During an argument with the vampires, Colin Robinson (Mark Proksch) finds that Nandor (Kayvan Novak) was the ruler of an old country known as Al Quolanudar, which dissolved in 1401. This affects Nandor's concentration when hunting victims to eat. Guillermo (Harvey Guillén) motivates him to apply for the American citizenship, helping him in the process. However, Guillermo gets frustrated when he discovers that Jenna was turned into a vampire, who is also helped by Laszlo (Matt Berry). At the United States Citizenship and Immigration Services office, Nandor tries to hypnotize the officer (Maury Ginsberg) to easily get it, but discovers that it does not work for the employees due to their "dead souls." Nandor fails to correctly answer any question. When reciting the Oath of Allegiance, Nandor's mouth catches fire when he says "God", causing him to storm off the office. Guillermo tells him he should not worry about failing, as he is still a vampire, motivating Nandor.

Nadja takes Jenna to a college party, where Jenna once again fails to use her powers. She then inadvertedly turns invisible and causes chaos in the party, surprising Nadja. She uses her newfound powers to stalk and kill a boy who humiliated her, delighting her. However, she is disappointed when she is informed that she can never see the sun again or she will instantly die. Wanting to see the sunrise, Jenna suggests they use motorcycle helmets to protect them. However, the helmets do not work and they quickly enter into the house.

==Production==
===Development===
In April 2019, FX confirmed that the eighth episode of the season would be titled "Citizenship", and that it would be written by co-executive producer Stefani Robinson, and directed by Jason Woliner. This was Robinson's first writing credit, and Woliner's first directing credit.

==Reception==
===Viewers===
In its original American broadcast, "Citizenship" was seen by an estimated 0.522 million household viewers with a 0.19 in the 18-49 demographics. This means that 0.19 percent of all households with televisions watched the episode. This was a slight decrease in viewership from the previous episode, which was watched by 0.527 million household viewers with a 0.22 in the 18-49 demographics.
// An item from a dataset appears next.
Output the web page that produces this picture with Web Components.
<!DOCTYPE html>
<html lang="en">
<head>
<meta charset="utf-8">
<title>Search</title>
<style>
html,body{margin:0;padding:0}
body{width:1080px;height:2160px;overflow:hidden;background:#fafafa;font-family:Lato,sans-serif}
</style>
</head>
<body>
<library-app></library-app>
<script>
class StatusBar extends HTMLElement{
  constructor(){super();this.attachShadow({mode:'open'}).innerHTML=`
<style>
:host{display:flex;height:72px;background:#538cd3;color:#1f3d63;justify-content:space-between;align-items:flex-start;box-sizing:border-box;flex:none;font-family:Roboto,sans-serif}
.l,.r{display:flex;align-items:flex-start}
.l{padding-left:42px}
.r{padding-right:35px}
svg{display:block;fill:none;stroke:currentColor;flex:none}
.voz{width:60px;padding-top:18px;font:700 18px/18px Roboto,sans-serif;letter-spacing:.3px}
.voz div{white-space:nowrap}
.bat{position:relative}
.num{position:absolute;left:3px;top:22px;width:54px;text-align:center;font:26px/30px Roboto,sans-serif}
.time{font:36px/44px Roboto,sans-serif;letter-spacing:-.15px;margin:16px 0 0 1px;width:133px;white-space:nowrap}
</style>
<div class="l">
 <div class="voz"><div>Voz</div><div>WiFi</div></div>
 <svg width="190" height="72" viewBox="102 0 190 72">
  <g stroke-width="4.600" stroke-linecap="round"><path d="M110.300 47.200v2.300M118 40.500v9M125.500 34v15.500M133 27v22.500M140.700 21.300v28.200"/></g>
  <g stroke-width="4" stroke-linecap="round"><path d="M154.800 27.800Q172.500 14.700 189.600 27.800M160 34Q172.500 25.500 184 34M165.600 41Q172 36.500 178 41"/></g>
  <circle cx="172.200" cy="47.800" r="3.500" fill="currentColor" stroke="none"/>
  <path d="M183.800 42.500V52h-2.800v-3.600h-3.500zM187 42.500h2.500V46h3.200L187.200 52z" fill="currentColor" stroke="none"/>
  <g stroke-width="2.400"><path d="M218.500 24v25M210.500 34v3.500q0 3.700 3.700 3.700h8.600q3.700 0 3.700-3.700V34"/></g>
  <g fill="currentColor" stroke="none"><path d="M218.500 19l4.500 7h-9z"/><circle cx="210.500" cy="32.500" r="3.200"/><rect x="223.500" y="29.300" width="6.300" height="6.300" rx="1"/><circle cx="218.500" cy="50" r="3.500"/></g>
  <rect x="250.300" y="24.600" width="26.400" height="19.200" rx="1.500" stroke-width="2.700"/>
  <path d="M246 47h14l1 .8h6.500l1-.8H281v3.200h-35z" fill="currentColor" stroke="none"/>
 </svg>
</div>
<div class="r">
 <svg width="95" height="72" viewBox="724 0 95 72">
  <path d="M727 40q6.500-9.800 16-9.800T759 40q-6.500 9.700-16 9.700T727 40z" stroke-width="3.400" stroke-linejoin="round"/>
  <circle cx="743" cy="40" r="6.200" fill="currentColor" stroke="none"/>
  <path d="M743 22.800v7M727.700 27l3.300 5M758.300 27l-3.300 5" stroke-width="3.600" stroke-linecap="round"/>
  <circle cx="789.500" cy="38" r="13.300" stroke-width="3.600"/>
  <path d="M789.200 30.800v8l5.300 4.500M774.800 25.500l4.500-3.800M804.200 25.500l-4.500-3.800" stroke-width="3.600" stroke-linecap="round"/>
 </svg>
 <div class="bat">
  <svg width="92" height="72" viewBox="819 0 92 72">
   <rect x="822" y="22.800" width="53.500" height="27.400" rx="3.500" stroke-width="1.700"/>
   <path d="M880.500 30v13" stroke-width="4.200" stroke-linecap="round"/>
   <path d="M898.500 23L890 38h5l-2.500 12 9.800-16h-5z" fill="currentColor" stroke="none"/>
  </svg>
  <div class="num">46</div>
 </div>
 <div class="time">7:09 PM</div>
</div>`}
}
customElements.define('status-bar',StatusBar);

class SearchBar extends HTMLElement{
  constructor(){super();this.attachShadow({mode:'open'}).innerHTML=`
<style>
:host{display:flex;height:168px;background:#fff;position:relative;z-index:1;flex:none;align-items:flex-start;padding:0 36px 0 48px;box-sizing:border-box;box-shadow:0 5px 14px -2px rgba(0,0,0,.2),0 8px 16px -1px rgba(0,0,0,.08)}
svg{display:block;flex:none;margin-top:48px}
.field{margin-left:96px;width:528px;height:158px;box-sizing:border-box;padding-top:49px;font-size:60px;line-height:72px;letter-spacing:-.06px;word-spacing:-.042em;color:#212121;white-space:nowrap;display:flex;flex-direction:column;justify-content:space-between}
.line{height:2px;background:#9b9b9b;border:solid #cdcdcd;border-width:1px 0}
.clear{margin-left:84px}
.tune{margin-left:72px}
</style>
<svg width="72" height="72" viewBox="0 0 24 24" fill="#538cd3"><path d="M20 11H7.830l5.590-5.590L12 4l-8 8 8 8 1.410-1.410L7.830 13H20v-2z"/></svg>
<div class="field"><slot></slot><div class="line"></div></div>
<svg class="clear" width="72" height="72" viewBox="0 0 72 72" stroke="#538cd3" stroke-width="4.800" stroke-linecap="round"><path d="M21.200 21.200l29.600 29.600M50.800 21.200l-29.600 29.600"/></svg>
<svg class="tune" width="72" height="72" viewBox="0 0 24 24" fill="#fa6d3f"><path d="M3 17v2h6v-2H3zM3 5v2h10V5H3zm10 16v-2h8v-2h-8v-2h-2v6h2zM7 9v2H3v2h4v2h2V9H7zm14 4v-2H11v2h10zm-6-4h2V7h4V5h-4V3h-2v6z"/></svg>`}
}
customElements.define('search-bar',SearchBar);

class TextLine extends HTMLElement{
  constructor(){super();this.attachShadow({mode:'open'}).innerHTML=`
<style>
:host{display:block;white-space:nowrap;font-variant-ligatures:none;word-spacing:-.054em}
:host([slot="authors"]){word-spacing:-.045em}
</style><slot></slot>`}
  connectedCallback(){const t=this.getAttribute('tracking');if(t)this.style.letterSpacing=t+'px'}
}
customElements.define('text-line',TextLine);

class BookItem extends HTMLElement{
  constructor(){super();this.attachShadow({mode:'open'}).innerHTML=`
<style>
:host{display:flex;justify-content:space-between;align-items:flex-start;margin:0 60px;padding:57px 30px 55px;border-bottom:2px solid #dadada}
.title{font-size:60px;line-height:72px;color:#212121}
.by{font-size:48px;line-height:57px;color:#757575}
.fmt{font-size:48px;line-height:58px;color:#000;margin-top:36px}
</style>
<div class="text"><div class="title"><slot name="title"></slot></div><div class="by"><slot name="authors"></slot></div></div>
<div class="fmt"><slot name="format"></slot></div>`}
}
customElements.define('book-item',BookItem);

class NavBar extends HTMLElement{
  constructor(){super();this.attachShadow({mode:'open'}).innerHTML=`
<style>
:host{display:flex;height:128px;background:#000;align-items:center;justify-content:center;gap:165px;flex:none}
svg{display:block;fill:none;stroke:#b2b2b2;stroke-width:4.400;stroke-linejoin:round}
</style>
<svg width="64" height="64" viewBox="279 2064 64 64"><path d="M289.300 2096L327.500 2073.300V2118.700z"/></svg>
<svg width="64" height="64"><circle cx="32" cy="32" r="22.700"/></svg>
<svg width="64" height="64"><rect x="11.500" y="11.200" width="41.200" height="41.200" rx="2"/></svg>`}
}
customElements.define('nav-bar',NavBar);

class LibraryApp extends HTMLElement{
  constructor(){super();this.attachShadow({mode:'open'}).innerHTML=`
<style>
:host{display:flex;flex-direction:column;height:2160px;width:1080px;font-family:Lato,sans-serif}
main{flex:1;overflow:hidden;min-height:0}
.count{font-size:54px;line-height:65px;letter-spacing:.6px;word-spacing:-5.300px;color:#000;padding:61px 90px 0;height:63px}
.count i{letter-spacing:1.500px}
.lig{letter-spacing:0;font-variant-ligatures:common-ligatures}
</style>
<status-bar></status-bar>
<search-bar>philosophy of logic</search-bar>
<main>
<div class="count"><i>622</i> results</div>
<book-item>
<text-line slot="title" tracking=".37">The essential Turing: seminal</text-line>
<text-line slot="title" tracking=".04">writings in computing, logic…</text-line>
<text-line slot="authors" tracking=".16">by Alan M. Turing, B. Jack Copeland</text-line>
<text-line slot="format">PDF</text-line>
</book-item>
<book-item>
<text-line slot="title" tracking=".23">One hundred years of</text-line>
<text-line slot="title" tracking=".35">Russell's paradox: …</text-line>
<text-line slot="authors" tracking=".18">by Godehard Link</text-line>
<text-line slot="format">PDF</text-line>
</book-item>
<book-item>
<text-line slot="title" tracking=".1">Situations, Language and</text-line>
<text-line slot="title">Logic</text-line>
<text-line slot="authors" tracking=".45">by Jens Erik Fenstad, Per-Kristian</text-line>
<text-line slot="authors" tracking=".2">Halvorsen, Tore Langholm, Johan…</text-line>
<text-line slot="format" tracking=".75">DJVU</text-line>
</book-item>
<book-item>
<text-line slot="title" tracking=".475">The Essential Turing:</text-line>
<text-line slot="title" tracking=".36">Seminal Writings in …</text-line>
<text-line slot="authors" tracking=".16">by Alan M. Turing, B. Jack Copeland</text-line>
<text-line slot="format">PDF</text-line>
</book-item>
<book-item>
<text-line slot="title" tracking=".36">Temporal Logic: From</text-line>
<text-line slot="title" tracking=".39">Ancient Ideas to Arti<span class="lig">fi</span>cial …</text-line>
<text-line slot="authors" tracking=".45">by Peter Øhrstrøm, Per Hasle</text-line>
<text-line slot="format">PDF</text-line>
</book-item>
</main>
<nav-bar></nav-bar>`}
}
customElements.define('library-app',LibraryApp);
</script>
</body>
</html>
With DVR factored in, the episode was watched by 1.16 million viewers with a 0.5 in the 18-49 demographics.

===Critical reviews===
"Citizenship" received positive reviews from critics. Katie Rife of The A.V. Club gave the episode a "B" grade and wrote, "As well as revealing Nandor's love of the Dream Team and personal 'dunk zone', this week brought back two dangling storylines from the pre-Baron, pre-trial era, namely newbie vampire Jenna and the perpetually downtrodden Guillermo's irritation over not being turned into a vampire. This week, the former fed the latter, after Nadja decides it's time to take her stupid little baby under her bat wing and teach her the facts of vampire life. The parallels between vampirism and puberty in this episode were explicit but not overbearing, with Nadja as the doting vampire mom and Jenna as the awkward vampire teen."

Tony Sokol of Den of Geek gave the episode a 4.5 star rating out of 5 and wrote, "Guillermo has a very interesting arc this episode. He is obviously hurt over learning that Jenna has been made into a vampire, a random thing that bugs him no end, and he winds up being both insubordinate and inspiring to Nandor. 'Citizenship' is an inspired and fun episode as the two tales of transience play out against each other." Greg Wheeler of The Review Geek gave the episode a 4 star rating out of 5 and wrote, "Once again, What We Do In The Shadows continues to surprise and impress. The characterization is strong, with a good dose of lore and clever jokes peppered throughout the episode. There's some cheeky remarks toward the ongoing gun licence issue here too that may ruffle a few feathers but generally works well within the context of the episode. Despite that, it's hard to fault Shadows which delivers another very good 23 minutes of dramatic comedy."